The Wall Street Journal
Companies Pledge to Market Water, Smaller Sizes, Diet Drinks; Pledge 20% Calorie Cut by 2025
Smaller containers, such as these mini cans, shown next to full-size cans, would be part of the calorie-cutting effort, as would heavier promotion of low-cal drinks.
Coca-Cola Co. KO -1.16% , PepsiCo Inc. PEP -0.89% and Dr Pepper Snapple GroupInc. DPS -1.52% will work to cut beverage calories in the American diet 20% by 2025 through promoting bottled water, low-calorie drinks and smaller portions.

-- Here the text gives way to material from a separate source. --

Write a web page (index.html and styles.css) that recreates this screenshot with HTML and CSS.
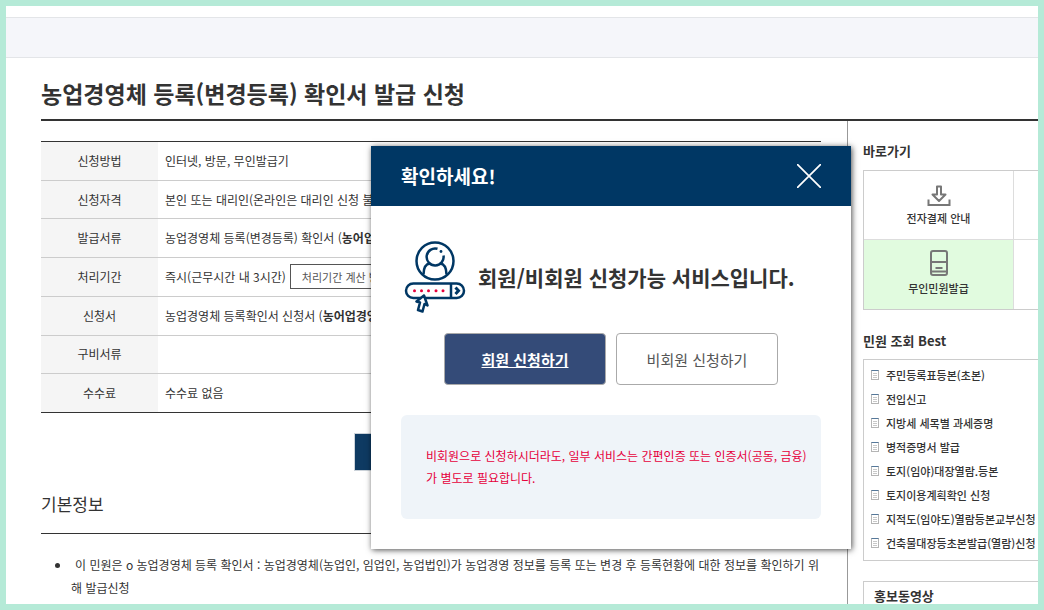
FILE: index.html
```html
<!DOCTYPE html>
<html lang="ko">
<head>
<meta charset="utf-8">
<title>농업경영체 등록(변경등록) 확인서 발급 신청</title>
<link rel="stylesheet" href="styles.css">
</head>
<body>
<div class="page">
  <div class="topbar"></div>
  <div class="content">
    <h1 class="title">농업경영체 등록(변경등록) 확인서 발급 신청</h1>
    <div class="columns">
      <main class="main">
        <table class="info">
          <tbody>
            <tr><th scope="row">신청방법</th><td>인터넷, 방문, 무인발급기</td></tr>
            <tr><th scope="row">신청자격</th><td>본인 또는 대리인(온라인은 대리인 신청 불가)</td></tr>
            <tr><th scope="row">발급서류</th><td>농업경영체 등록(변경등록) 확인서 (<b>농어업경영</b></td></tr>
            <tr><th scope="row">처리기간</th><td><div class="period">즉시(근무시간 내 3시간)<button class="calc" type="button">처리기간 계산 방법</button></div></td></tr>
            <tr><th scope="row">신청서</th><td>농업경영체 등록확인서 신청서 (<b>농어업경영</b></td></tr>
            <tr><th scope="row">구비서류</th><td></td></tr>
            <tr><th scope="row">수수료</th><td>수수료 없음</td></tr>
          </tbody>
        </table>
        <button class="issue" type="button" aria-label="발급"></button>
        <h2 class="section">기본정보</h2>
        <ul class="notes">
          <li>이 민원은 o 농업경영체 등록 확인서 : 농업경영체(농업인, 임업인, 농업법인)가 농업경영 정보를 등록 또는 변경 후 등록현황에 대한 정보를 확인하기 위해 발급신청</li>
        </ul>
      </main>
      <aside class="side">
        <h2 class="side-title">바로가기</h2>
        <div class="shortcuts">
          <a class="shortcut" href="#">
            <svg width="24" height="22" viewBox="0 0 24 22" fill="none" stroke="#777" stroke-width="2"><path d="M1.500 14.500V20H22.500V14.500"/><path d="M10 1.500H14V9.500H18.500L12 16L5.500 9.500H10Z" stroke-linejoin="round"/></svg>
            전자결제 안내
          </a>
          <span class="blank"></span>
          <a class="shortcut active" href="#">
            <svg width="24" height="28" viewBox="0 0 24 28" fill="none" stroke="#777" stroke-width="2"><rect x="4" y="2" width="16" height="24" rx="2"/><path d="M4 13H20M4 22.500H20M8.500 19H15.500"/></svg>
            무인민원발급
          </a>
          <span class="blank"></span>
        </div>
        <h2 class="side-title">민원 조회 Best</h2>
        <ul class="best">
          <li><a href="#">주민등록표등본(초본)</a></li>
          <li><a href="#">전입신고</a></li>
          <li><a href="#">지방세 세목별 과세증명</a></li>
          <li><a href="#">병적증명서 발급</a></li>
          <li><a href="#">토지(임야)대장열람.등본</a></li>
          <li><a href="#">토지이용계획확인 신청</a></li>
          <li><a href="#">지적도(임야도)열람등본교부신청</a></li>
          <li><a href="#">건축물대장등초본발급(열람)신청</a></li>
        </ul>
        <div class="promo"><h2>홍보동영상</h2></div>
      </aside>
    </div>
  </div>
  <div class="modal" role="dialog" aria-labelledby="modal-title">
    <div class="modal-head">
      <h2 id="modal-title">확인하세요!</h2>
      <button class="close" type="button" aria-label="닫기"><svg width="24" height="24" viewBox="0 0 24 24" stroke="#fff" stroke-width="1.700"><path d="M0 0L24 24M24 0L0 24"/></svg></button>
    </div>
    <div class="modal-body">
      <div class="lead">
        <svg width="62" height="72" viewBox="0 0 62 72" fill="none" stroke="#003764" stroke-width="2.500">
          <circle cx="31" cy="20" r="18.500"/>
          <path d="M33.500 7.800A8.500 8.500 0 1 0 39.500 14.500"/>
          <circle cx="37" cy="10.500" r="1.400" fill="#003764" stroke="none"/>
          <path d="M19.500 33.500C19.500 27 22 23 26 22.500M42.500 33.500C42.500 27 40 23 36 22.500"/>
          <rect x="2" y="42.500" width="58" height="14.500" rx="7.250"/>
          <path d="M47 42.500V57"/>
          <path d="M51.500 46.500L54.500 49.750L51.500 53" stroke-width="3"/>
          <g fill="#e6003c" stroke="none"><circle cx="10.500" cy="49.700" r="1.500"/><circle cx="17.500" cy="49.700" r="1.500"/><circle cx="24.500" cy="49.700" r="1.500"/><circle cx="32" cy="49.700" r="1.500"/><circle cx="39" cy="49.700" r="1.500"/></g>
          <path fill="#fff" stroke-linejoin="round" d="M20 54.500L12.500 60.500L16 61.500L14 69L18.500 70.500L20.500 63L23.500 64.500Z"/>
        </svg>
        <strong>회원/비회원 신청가능 서비스입니다.</strong>
      </div>
      <div class="actions">
        <button class="btn primary" type="button">회원 신청하기</button>
        <button class="btn" type="button">비회원 신청하기</button>
      </div>
      <p class="warn">비회원으로 신청하시더라도, 일부 서비스는 간편인증 또는 인증서(공동, 금융)가 별도로 필요합니다.</p>
    </div>
  </div>
</div>
</body>
</html>
```
FILE: styles.css
```css
* { box-sizing: border-box; }
body { margin: 0; color: #333; font: 12px/22px "Noto Sans CJK KR", sans-serif; }
h1, h2, p, ul { margin: 0; padding: 0; }
ul { list-style: none; }
a { color: inherit; text-decoration: none; }
button { font-family: inherit; padding: 0; }
svg { display: block; }

.page { position: relative; height: 100vh; overflow: hidden; background: #fff; border: 6px solid #b5ead7; }
.topbar { height: 41px; margin-top: 11px; background: #f5f6fa; border: solid #e3e5e8; border-width: 1px 0; }
.content { padding-left: 35px; }
.title { padding: 17px 0 7px; font-size: 23px; line-height: 37px; font-weight: 700; border-bottom: 2px solid #333; }
.columns { display: grid; grid-template-columns: 1fr 191px; }
.main { padding: 20px 26px 0 0; }

.info { width: 100%; height: 272px; border-collapse: collapse; border: solid #333; border-width: 1px 0; }
.info tr { height: 38px; }
.info th, .info td { padding: 0 7px; border-bottom: 1px solid #ccc; }
.info tr:last-child > * { border-bottom-color: #333; }
.info th { width: 117px; font-weight: 400; background: #f5f5f5; }
.period { display: flex; align-items: center; gap: 4px; white-space: nowrap; }
.calc { height: 25px; padding: 0 11px; color: #555; background: #fff; border: 1px solid #555; font-size: 11px; }
.issue { display: block; width: 154px; height: 38px; margin: 20px auto 0; background: #0e3a62; border: 1px solid #ccd3da; }
.section { margin-top: 19px; padding-bottom: 15px; font-size: 17px; line-height: 28px; font-weight: 400; border-bottom: 1px solid #333; }
.notes { padding: 19px 0 0 30px; list-style: disc; line-height: 23px; }
.notes li { text-indent: 4px; }

.side { padding: 17px 0 0 15px; border-left: 1px solid #999; }
.side-title { font-size: 13px; line-height: 26px; font-weight: 700; }
.shortcuts { display: grid; grid-template-columns: 150px 1fr; margin: 6px 0 18px; border: solid #ccc; border-width: 1px 0 1px 1px; }
.shortcut { display: flex; flex-direction: column; align-items: center; justify-content: flex-end; height: 69px; padding-bottom: 10px; font-size: 11px; font-weight: 500; border-right: 1px solid #ddd; }
.shortcut.active { background: #e1fbdf; }
.shortcut:first-child, .shortcut:first-child + .blank { border-bottom: 1px solid #ddd; }
.best { margin-top: 5px; padding: 3px 0 5px 7px; border: solid #ccc; border-width: 1px 0 1px 1px; font-size: 11px; line-height: 24px; font-weight: 500; white-space: nowrap; }
.best li { display: flex; align-items: center; gap: 7px; }
.best li::before { content: ""; box-sizing: border-box; flex: none; width: 8px; height: 10px; padding: 1px; border: 1px solid #b5b5b5; border-top-color: #55789a; background: repeating-linear-gradient(#fff 0 1px, #c8c8c8 1px 2px) content-box; }
.promo { margin-top: 20px; padding: 2px 10px; border: solid #ccc; border-width: 1px 0 0 1px; }
.promo h2 { font-size: 13px; line-height: 24px; }

.modal { position: absolute; left: 365px; top: 140px; width: 480px; background: #fff; box-shadow: 1px 1px 6px rgba(0, 0, 0, .7); }
.modal-head { display: flex; align-items: center; justify-content: space-between; height: 60px; padding: 0 30px; color: #fff; background: #003764; }
.modal-head h2 { font-size: 19px; font-weight: 700; }
.close { background: none; border: 0; }
.modal-body { padding: 35px 30px 30px; }
.lead { display: flex; align-items: center; gap: 12px; padding-left: 3px; font-size: 21px; line-height: 32px; }
.lead strong { font-weight: 700; }
.actions { display: flex; justify-content: center; gap: 10px; margin: 20px 0 30px; }
.btn { width: 162px; height: 52px; color: #555; background: #fff; border: 1px solid #aaa; border-radius: 4px; font-size: 15px; }
.primary { color: #fff; background: #344b78; font-weight: 700; text-decoration: underline; }
.warn { padding: 30px 10px 30px 25px; color: #e6003c; background: #eff4f9; border-radius: 6px; }
```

The pledge marks a rare commitment by beverage makers in the fight against obesity at a time when the industry is under increasing scrutiny of its products. Drink-makers opposed a cap on sugary drink portions in New York City, and are trying to stop a new tax on sugary drinks that San Francisco residents will vote on in November.
Under the voluntary agreement announced Tuesday, the companies said they would market and distribute their drinks in a way that should help steer consumers to smaller portions and zero- or low-calorie drinks. They also have committed to providing calorie counts on more than 3 million vending machines, self-serve fountain dispensers and retail coolers in stores, restaurants and other points of sale.
Americans already have scaled back on soda as consumers get more health conscious about diseases like diabetes, eroding the industry's bottom line. U.S. per capita soda consumption has fallen since peaking in 1998 and calories from soda contracted 23% between 2000 and 2013, industry tracker Beverage Digest estimates.
The move is an implicit acknowledgment by the soda industry that longtime staples like Coke, Pepsi-Cola and Dr Pepper have played a role in rising obesity rates.
Atlanta-based Coke has said in the past that Americans should exercise more, not drink less sugary soda.